Controlling side effects is the real battle

We have seen that mocks and stubs have to compensate for serious flaws before they can hope to provide value:

  • They are linked to fragile implementation details, and will constantly break under routine refactoring.
  • What they test is almost always beside the point of what’s actually required.
  • They bypass in-built guarantees and safeguards, introducing new, spurious errors.

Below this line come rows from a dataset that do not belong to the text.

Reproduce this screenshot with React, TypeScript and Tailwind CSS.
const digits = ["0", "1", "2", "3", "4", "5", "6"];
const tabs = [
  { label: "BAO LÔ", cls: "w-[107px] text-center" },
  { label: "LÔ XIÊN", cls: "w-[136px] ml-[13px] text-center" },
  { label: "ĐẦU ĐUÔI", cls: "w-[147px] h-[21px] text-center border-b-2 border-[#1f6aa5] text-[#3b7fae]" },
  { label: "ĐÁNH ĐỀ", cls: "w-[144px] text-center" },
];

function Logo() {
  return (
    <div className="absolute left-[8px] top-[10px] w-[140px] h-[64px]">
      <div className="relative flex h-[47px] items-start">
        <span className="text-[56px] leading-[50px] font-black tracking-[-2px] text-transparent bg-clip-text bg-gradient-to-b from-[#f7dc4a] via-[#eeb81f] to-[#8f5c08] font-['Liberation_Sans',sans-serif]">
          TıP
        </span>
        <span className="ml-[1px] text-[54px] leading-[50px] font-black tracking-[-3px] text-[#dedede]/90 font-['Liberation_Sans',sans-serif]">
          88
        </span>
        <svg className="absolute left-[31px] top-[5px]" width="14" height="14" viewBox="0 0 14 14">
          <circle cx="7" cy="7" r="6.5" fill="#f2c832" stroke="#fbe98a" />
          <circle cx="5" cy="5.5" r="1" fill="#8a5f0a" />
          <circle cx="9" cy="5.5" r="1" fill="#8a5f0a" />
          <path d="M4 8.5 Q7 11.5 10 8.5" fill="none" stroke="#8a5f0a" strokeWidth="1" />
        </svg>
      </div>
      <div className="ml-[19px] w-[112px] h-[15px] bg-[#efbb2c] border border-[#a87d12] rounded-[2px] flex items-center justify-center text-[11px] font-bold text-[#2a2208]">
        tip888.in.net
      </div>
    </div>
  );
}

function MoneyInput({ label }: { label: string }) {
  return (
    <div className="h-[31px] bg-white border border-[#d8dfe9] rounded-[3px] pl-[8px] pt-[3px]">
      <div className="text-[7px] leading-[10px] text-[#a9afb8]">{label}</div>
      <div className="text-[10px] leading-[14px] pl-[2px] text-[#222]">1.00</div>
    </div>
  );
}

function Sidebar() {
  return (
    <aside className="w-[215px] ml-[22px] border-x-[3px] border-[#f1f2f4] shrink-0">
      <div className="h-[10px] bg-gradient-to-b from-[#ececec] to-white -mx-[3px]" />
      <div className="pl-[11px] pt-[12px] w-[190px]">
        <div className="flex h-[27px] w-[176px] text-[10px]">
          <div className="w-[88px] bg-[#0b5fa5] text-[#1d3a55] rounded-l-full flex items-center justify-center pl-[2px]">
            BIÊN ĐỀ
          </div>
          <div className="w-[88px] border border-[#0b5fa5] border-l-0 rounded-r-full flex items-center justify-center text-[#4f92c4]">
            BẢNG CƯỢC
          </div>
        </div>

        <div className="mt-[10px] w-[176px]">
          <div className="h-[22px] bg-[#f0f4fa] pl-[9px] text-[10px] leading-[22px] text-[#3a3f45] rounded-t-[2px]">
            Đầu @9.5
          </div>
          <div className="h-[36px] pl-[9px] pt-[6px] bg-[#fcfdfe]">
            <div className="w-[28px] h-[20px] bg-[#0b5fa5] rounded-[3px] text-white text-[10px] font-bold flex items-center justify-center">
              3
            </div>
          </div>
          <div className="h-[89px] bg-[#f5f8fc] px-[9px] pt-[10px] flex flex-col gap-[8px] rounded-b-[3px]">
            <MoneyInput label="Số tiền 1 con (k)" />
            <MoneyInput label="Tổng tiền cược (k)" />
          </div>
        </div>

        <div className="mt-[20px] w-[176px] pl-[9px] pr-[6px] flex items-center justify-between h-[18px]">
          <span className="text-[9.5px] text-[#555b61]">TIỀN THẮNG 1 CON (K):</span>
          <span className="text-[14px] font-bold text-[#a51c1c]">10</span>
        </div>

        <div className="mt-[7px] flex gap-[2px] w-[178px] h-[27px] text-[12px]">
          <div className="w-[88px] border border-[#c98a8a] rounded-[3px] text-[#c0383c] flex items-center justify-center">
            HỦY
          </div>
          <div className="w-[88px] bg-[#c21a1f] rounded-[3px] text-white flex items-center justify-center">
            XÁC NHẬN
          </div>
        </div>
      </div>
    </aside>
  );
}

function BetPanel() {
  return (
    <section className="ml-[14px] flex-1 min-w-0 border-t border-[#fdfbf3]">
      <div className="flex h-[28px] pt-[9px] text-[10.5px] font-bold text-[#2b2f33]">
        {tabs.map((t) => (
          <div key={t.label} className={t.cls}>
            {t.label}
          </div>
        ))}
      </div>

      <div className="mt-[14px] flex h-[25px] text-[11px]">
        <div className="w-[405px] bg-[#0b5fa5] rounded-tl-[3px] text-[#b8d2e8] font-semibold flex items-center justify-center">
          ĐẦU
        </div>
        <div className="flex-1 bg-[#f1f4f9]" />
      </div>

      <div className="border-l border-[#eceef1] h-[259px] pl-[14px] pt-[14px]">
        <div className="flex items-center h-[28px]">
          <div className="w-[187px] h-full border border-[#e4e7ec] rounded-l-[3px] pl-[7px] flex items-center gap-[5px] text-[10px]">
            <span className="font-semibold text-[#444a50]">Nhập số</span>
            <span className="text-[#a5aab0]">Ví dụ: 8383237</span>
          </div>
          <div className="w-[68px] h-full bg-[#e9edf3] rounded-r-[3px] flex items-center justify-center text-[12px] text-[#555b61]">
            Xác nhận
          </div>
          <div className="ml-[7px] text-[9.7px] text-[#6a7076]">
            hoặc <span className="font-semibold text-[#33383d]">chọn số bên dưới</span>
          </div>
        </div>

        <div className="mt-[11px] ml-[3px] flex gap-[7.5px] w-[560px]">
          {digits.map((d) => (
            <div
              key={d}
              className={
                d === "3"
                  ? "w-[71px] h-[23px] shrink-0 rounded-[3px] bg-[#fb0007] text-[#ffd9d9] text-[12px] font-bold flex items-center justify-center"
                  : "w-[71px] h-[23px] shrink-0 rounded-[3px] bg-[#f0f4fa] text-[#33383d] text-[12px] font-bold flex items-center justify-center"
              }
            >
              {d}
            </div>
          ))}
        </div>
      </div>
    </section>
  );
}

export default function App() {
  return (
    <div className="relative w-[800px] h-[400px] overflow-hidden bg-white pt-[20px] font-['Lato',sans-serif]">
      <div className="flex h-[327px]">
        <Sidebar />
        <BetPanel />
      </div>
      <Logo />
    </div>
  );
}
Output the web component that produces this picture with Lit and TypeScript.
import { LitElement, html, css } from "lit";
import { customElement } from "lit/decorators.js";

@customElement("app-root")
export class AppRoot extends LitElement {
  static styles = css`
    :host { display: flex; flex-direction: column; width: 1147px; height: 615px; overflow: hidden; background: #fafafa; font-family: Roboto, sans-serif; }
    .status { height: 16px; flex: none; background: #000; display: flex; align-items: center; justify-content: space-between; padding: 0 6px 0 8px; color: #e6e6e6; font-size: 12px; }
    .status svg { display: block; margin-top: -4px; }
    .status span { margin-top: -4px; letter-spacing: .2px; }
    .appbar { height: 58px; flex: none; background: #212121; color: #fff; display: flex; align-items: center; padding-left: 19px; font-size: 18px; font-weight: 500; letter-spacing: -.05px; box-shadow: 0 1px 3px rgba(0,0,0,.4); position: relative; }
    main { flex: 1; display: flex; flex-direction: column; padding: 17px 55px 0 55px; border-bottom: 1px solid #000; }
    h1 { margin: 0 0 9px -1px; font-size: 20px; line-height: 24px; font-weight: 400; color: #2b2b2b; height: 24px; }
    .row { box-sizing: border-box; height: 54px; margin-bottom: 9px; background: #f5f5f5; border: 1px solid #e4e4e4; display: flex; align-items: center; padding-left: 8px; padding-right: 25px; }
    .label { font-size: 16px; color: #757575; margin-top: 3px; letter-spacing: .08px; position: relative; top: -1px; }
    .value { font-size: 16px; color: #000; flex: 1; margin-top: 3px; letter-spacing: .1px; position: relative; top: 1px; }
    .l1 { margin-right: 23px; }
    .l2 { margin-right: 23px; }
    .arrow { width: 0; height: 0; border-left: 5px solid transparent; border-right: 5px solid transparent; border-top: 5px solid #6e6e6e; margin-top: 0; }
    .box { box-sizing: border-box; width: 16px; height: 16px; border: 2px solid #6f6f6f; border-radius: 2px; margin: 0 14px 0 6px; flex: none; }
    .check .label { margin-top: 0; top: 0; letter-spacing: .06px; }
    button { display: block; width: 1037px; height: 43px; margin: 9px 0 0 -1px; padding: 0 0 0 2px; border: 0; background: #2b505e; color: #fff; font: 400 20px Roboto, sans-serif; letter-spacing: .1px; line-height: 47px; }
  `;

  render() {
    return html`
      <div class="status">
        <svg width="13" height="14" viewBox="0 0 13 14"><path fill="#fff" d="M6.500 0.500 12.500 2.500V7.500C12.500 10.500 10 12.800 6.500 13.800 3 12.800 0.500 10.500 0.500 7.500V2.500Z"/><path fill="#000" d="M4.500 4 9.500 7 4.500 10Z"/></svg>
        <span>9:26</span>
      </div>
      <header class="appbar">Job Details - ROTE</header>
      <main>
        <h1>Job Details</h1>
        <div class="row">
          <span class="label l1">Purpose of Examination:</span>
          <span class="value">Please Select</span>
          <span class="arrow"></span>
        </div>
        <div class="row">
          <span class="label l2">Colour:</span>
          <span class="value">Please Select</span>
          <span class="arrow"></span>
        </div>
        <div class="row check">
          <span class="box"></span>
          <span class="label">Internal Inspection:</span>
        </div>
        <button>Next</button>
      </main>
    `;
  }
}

The real battle for clean tests, and code for that matter, is about controlling side-effects.  Mocks and stubs attempt to provide some level of testing in the face of entangled effects in output or input, respectively.  However, in practice, almost every usage can be obviated by simply writing better code; the entanglement is the problem, and mocks only allow the developer to ignore it.   Most common usages fall under the categories described here:

  • Huge dependencies that are too hard to create, which can be broken down or pushed further out.
  • Fragile mutable domain modelling that can be made simpler and more robust, by replacing with equivalent immutable values and functions.
  • Essential side effects or I/O coupled with interesting pure behaviour, that can be separated and pushed out.
  • Code that provides concrete results entwined with application wiring and message sending.

How many of the mocks in your codebase fit into these categories?  I’m interested to hear if they don’t — but otherwise, given some spare afternoons, perhaps you can improve the code and wipe them out!